Menurut Ibnu Thufail (juga filsuf Muslim sebelumnya) jiwa sendiri terdiri dari tiga tingkatan dari yang rendah jiwa tumbuhan (al-nafs al-nabatiyyat), ke tingkat yang lebih tinggi jiwa hewan (al-nafs al-hayawaniyyat), kemudian ke tingkat jiwa yang martabatnya lebih tinggi dari keduanya jiwa manusia (al-nafs al-natiqat).
Sementara Ibnu Sina mempunyai argumen yang membahas tentang jiwa di antaranya,
1. Jiwa dapat mengetahui objek pemikiran (ma’qulat) dan ini tidak dapat dilakukan oleh jasad. Persoalannya bentuk-bentuk yang merupakan objek pemikiran hanya terdapat dalam akal dan tidak mempunyai tempat.
2. Jiwa dapat mengetahui hal-hal yang abstrak (kulliy) dan jiwa zatnya tanpa alat. Sementara itu, indra dan khayal hanya dapat mengetahui yang konkret (juz’iy) dengan alat. Jadi, jiwa memiliki hakikat yang berbeda dengan hakikat indra dan khayal.
3. Jasad atau organnya jika melakukan kerja berat atau berulang kali dapat menjadikan letih, bahkan dapat menjadi rusak. Sebaliknya, jiwa dipergunakan terus menerus berpikir tentang masalah besar tidak dapat membuatnya lemah atau rusak.
4. Jasad dan perangkatnya akan mengalami kelemahan pada waktu usia tua, misalnya pada umur 40 tahun. Sebaliknya, jiwa atau daya jiwa akan semakin kuat, kecuali jika ia sakit. Karenanya, jiwa bukan bagian dari jasad dan keduanya merupakan dua substansi yang berbeda.
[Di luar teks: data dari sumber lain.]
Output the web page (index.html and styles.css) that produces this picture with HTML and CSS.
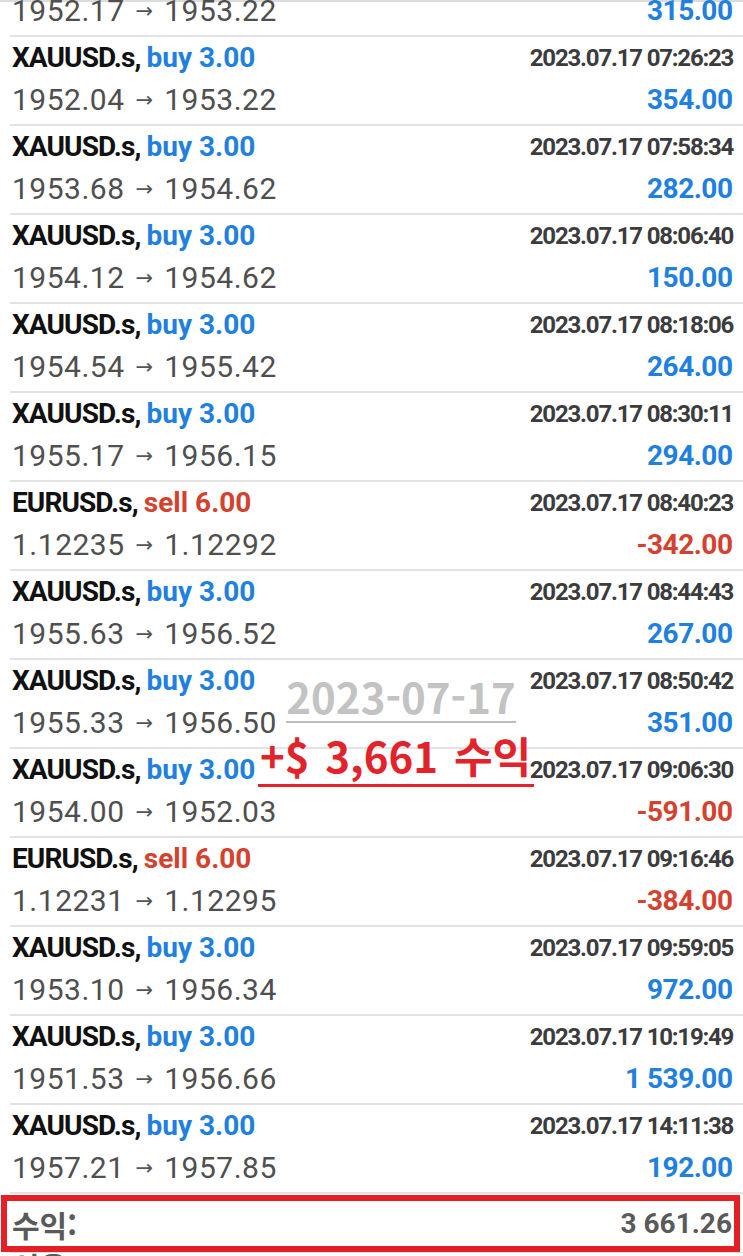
FILE: index.html
```html
<!DOCTYPE html>
<html lang="ko">
<head>
<meta charset="utf-8">
<title>History</title>
<link rel="stylesheet" href="styles.css">
</head>
<body>
<div class="page">
  <div class="list">
    <div class="row">
      <div class="sym">XAUUSD.s, <span class="buy">buy 3.00</span></div>
      <div class="time">2023.07.17 07:14:02</div>
      <div class="price">1952.17<span class="arr">→</span>1953.22</div>
      <div class="profit">315.00</div>
    </div>
    <div class="row">
      <div class="sym">XAUUSD.s, <span class="buy">buy 3.00</span></div>
      <div class="time">2023.07.17 07:26:23</div>
      <div class="price">1952.04<span class="arr">→</span>1953.22</div>
      <div class="profit">354.00</div>
    </div>
    <div class="row">
      <div class="sym">XAUUSD.s, <span class="buy">buy 3.00</span></div>
      <div class="time">2023.07.17 07:58:34</div>
      <div class="price">1953.68<span class="arr">→</span>1954.62</div>
      <div class="profit">282.00</div>
    </div>
    <div class="row">
      <div class="sym">XAUUSD.s, <span class="buy">buy 3.00</span></div>
      <div class="time">2023.07.17 08:06:40</div>
      <div class="price">1954.12<span class="arr">→</span>1954.62</div>
      <div class="profit">150.00</div>
    </div>
    <div class="row">
      <div class="sym">XAUUSD.s, <span class="buy">buy 3.00</span></div>
      <div class="time">2023.07.17 08:18:06</div>
      <div class="price">1954.54<span class="arr">→</span>1955.42</div>
      <div class="profit">264.00</div>
    </div>
    <div class="row">
      <div class="sym">XAUUSD.s, <span class="buy">buy 3.00</span></div>
      <div class="time">2023.07.17 08:30:11</div>
      <div class="price">1955.17<span class="arr">→</span>1956.15</div>
      <div class="profit">294.00</div>
    </div>
    <div class="row">
      <div class="sym">EURUSD.s, <span class="sell">sell 6.00</span></div>
      <div class="time">2023.07.17 08:40:23</div>
      <div class="price">1.12235<span class="arr">→</span>1.12292</div>
      <div class="profit loss">-342.00</div>
    </div>
    <div class="row">
      <div class="sym">XAUUSD.s, <span class="buy">buy 3.00</span></div>
      <div class="time">2023.07.17 08:44:43</div>
      <div class="price">1955.63<span class="arr">→</span>1956.52</div>
      <div class="profit">267.00</div>
    </div>
    <div class="row">
      <div class="sym">XAUUSD.s, <span class="buy">buy 3.00</span></div>
      <div class="time">2023.07.17 08:50:42</div>
      <div class="price">1955.33<span class="arr">→</span>1956.50</div>
      <div class="profit">351.00</div>
    </div>
    <div class="row">
      <div class="sym">XAUUSD.s, <span class="buy">buy 3.00</span></div>
      <div class="time">2023.07.17 09:06:30</div>
      <div class="price">1954.00<span class="arr">→</span>1952.03</div>
      <div class="profit loss">-591.00</div>
    </div>
    <div class="row">
      <div class="sym">EURUSD.s, <span class="sell">sell 6.00</span></div>
      <div class="time">2023.07.17 09:16:46</div>
      <div class="price">1.12231<span class="arr">→</span>1.12295</div>
      <div class="profit loss">-384.00</div>
    </div>
    <div class="row">
      <div class="sym">XAUUSD.s, <span class="buy">buy 3.00</span></div>
      <div class="time">2023.07.17 09:59:05</div>
      <div class="price">1953.10<span class="arr">→</span>1956.34</div>
      <div class="profit">972.00</div>
    </div>
    <div class="row">
      <div class="sym">XAUUSD.s, <span class="buy">buy 3.00</span></div>
      <div class="time">2023.07.17 10:19:49</div>
      <div class="price">1951.53<span class="arr">→</span>1956.66</div>
      <div class="profit">1 539.00</div>
    </div>
    <div class="row">
      <div class="sym">XAUUSD.s, <span class="buy">buy 3.00</span></div>
      <div class="time">2023.07.17 14:11:38</div>
      <div class="price">1957.21<span class="arr">→</span>1957.85</div>
      <div class="profit">192.00</div>
    </div>
  </div>
  <div class="summary">
    <span class="sum-label">수익:</span>
    <span class="sum-value">3 661.26</span>
  </div>
  <div class="summary-next">
    <span class="sum-label">신용:</span>
  </div>

  <div class="stamp-date">2023-07-17</div>
  <div class="stamp-gain">+$ 3,661 수익</div>
</div>
</body>
</html>
```

FILE: styles.css
```css
html, body {
  margin: 0;
  padding: 0;
  background: #ffffff;
}

body {
  font-family: Roboto, "Noto Sans CJK KR", sans-serif;
}

.page {
  position: relative;
  width: 743px;
  border-top: 2px solid #dcdcdc;
}

.list {
  margin-top: -54px;
}

.row {
  margin-left: 10px;
  padding: 0 11px 3px 2px;
  display: grid;
  grid-template-columns: 1fr auto;
  grid-template-rows: 42px 42px;
  border-bottom: 2px solid #e3e3e3;
}

.sym {
  font-weight: 700;
  font-size: 28px;
  line-height: 42px;
  letter-spacing: -0.9px;
  color: #111111;
  white-space: nowrap;
}

.buy,
.sell {
  letter-spacing: 0;
}

.buy {
  color: #1f80df;
}

.sell {
  color: #d4412f;
}

.time {
  font-weight: 700;
  font-size: 24px;
  line-height: 42px;
  letter-spacing: -1.2px;
  margin-right: -1.2px;
  color: #3c3c3e;
  text-align: right;
  white-space: nowrap;
}

.price {
  font-size: 30px;
  line-height: 42px;
  letter-spacing: 0.5px;
  color: #4f4f4f;
  white-space: nowrap;
}

.arr {
  font-family: "DejaVu Sans", sans-serif;
  font-size: 21px;
  letter-spacing: 0;
  margin: 0 11px 0 11px;
  position: relative;
  top: -3px;
  color: #555555;
}

.profit {
  font-weight: 700;
  font-size: 28px;
  line-height: 42px;
  letter-spacing: -0.5px;
  margin-right: -0.5px;
  color: #1f80df;
  text-align: right;
  white-space: nowrap;
}

.profit.loss {
  color: #d4412f;
}

.summary {
  margin: 1px 3px 0 1px;
  height: 45px;
  border: 6px solid #e41f26;
  padding: 0 2px 0 5px;
  display: flex;
  justify-content: space-between;
  align-items: center;
}

.sum-label {
  font-family: "Noto Sans CJK KR", sans-serif;
  font-weight: 700;
  font-size: 30px;
  line-height: 30px;
  color: #5a5a5a;
}

.sum-value {
  font-weight: 700;
  font-size: 28px;
  color: #5a5a5a;
}

.summary-next {
  margin-left: 10px;
  padding-left: 2px;
  border-top: 1px solid #dddddd;
  line-height: 26px;
  height: 40px;
}

.summary-next .sum-label {
  line-height: 26px;
}

.stamp-date {
  position: absolute;
  left: 286px;
  top: 672px;
  width: 230px;
  padding-bottom: 3px;
  border-bottom: 2px solid #bdbdbd;
  font-family: "Noto Sans CJK KR", sans-serif;
  font-weight: 700;
  font-size: 42px;
  line-height: 44px;
  color: #c3c3c3;
  text-align: center;
  white-space: nowrap;
}

.stamp-gain {
  position: absolute;
  left: 258px;
  top: 730px;
  width: 274px;
  padding: 0 0 6px 2px;
  border-bottom: 3px solid #e3232c;
  font-family: "Noto Sans CJK KR", sans-serif;
  font-weight: 700;
  font-size: 42px;
  line-height: 46px;
  word-spacing: 4px;
  color: #e3232c;
  white-space: nowrap;
}
```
Kesimpulannya para filsuf Muslim menganggap bahwa jiwa adalah hasil pertemuan ruh dengan jasmani. Jiwa itu memiliki jauhar dari ruhaniah dan memiliki sifat jasmani. Jiwa bisa menjadi jembatan antara ruh dengan jasmani. Maka tak heran dalam dunia tasawuf kita di ajak untuk membersihkan jiwa. Dengan membersihkan jiwanya maka akan bisa mencapai ruh. Karena ruh sifatnya yang suci maka dari itu agar bisa menyentuh ruh lebih dahulu mengolah jiwa.